What Ensembles Cannot Do
Ensembles cannot overcome fundamental limitations. If no individual indicator has edge in the current market regime, combining five of them will not create edge. The ensemble amplifies existing signal. It does not create signal from noise.
During our statistical strategy testing (wavelet, OU, Kalman, Hurst, HMM), no combination of these indicators would have produced a valid ensemble because the individual components had no persistent edge. Combining five zero-edge signals produces a zero-edge ensemble with more parameters and more overfitting risk.

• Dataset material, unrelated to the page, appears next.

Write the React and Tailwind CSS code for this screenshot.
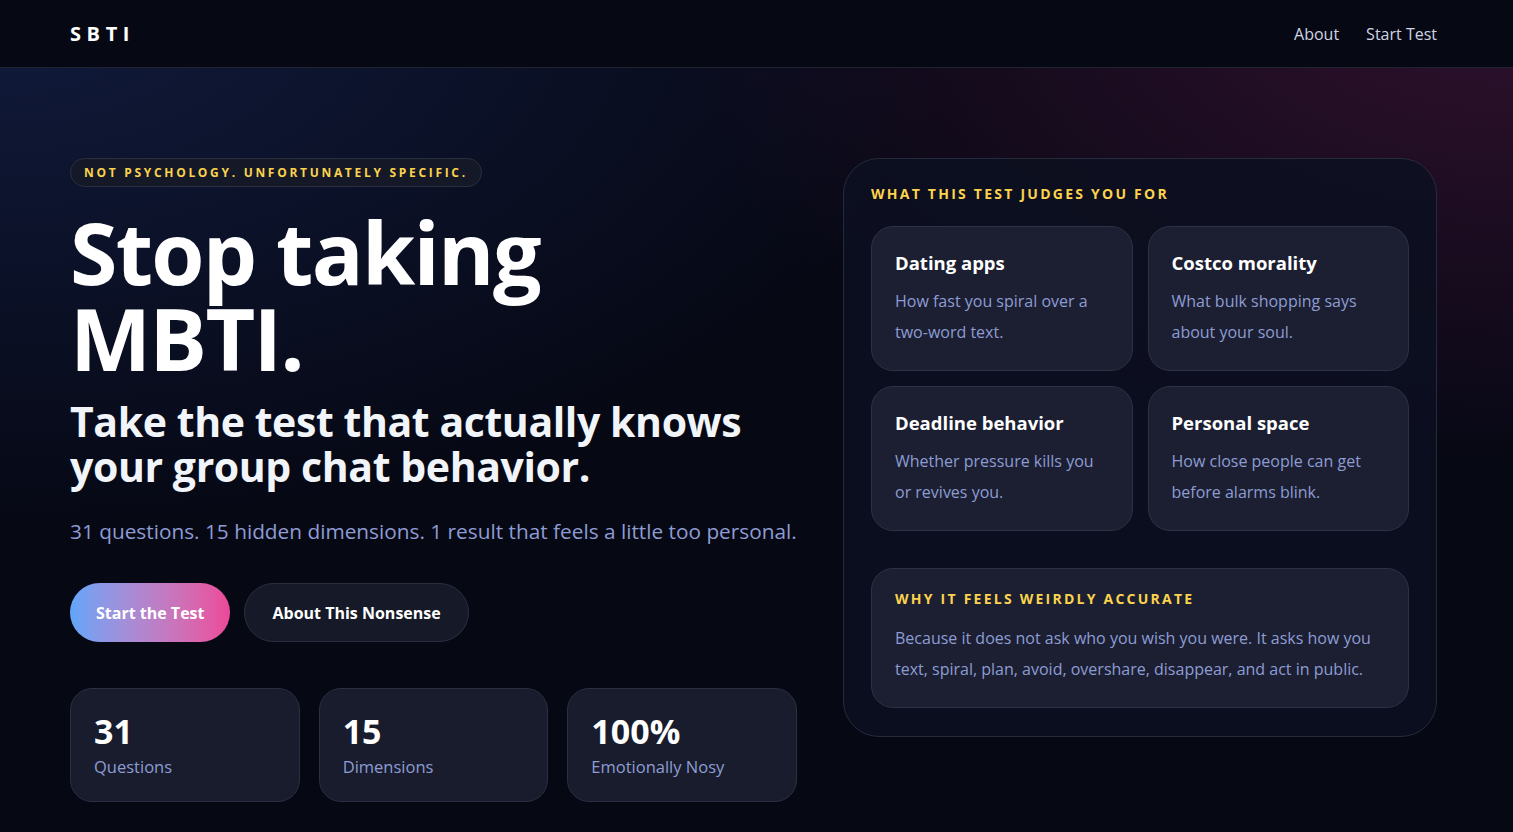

Ensembles also struggle during sudden regime changes when all indicators fail simultaneously. A market crash driven by a black swan event pushes all momentum indicators bearish, all volume indicators bearish, and all trend indicators bearish. The ensemble votes unanimously for short, which might be correct if the crash continues but catastrophically wrong if it is a flash crash that reverses within hours.
Our risk framework handles this through the same mechanisms that protect all strategies: stop-losses, drawdown breakers, and portfolio exposure caps. The ensemble reduces false signals during normal conditions but does not eliminate the need for risk management during extreme conditions.
Practical Takeaway
If you are building a systematic strategy and your single-indicator approach is mediocre, try an ensemble before adding complexity to the individual indicator. Often the easiest improvement is not making the indicator smarter but combining it with other indicators that capture different market dimensions.
Start with three indicators from different categories (momentum, trend, volume). Require majority agreement. Test whether the ensemble outperforms the best individual indicator. If it does, you have captured the diversification benefit. If it does not, the individual indicators may be too correlated or the market conditions may not support the approach.
Our deployed ensemble strategies demonstrate that the pattern works when the components are genuinely diverse and individually meaningful. It is not a magic bullet, but it is one of the most reliable patterns for improving signal quality without increasing overfitting risk.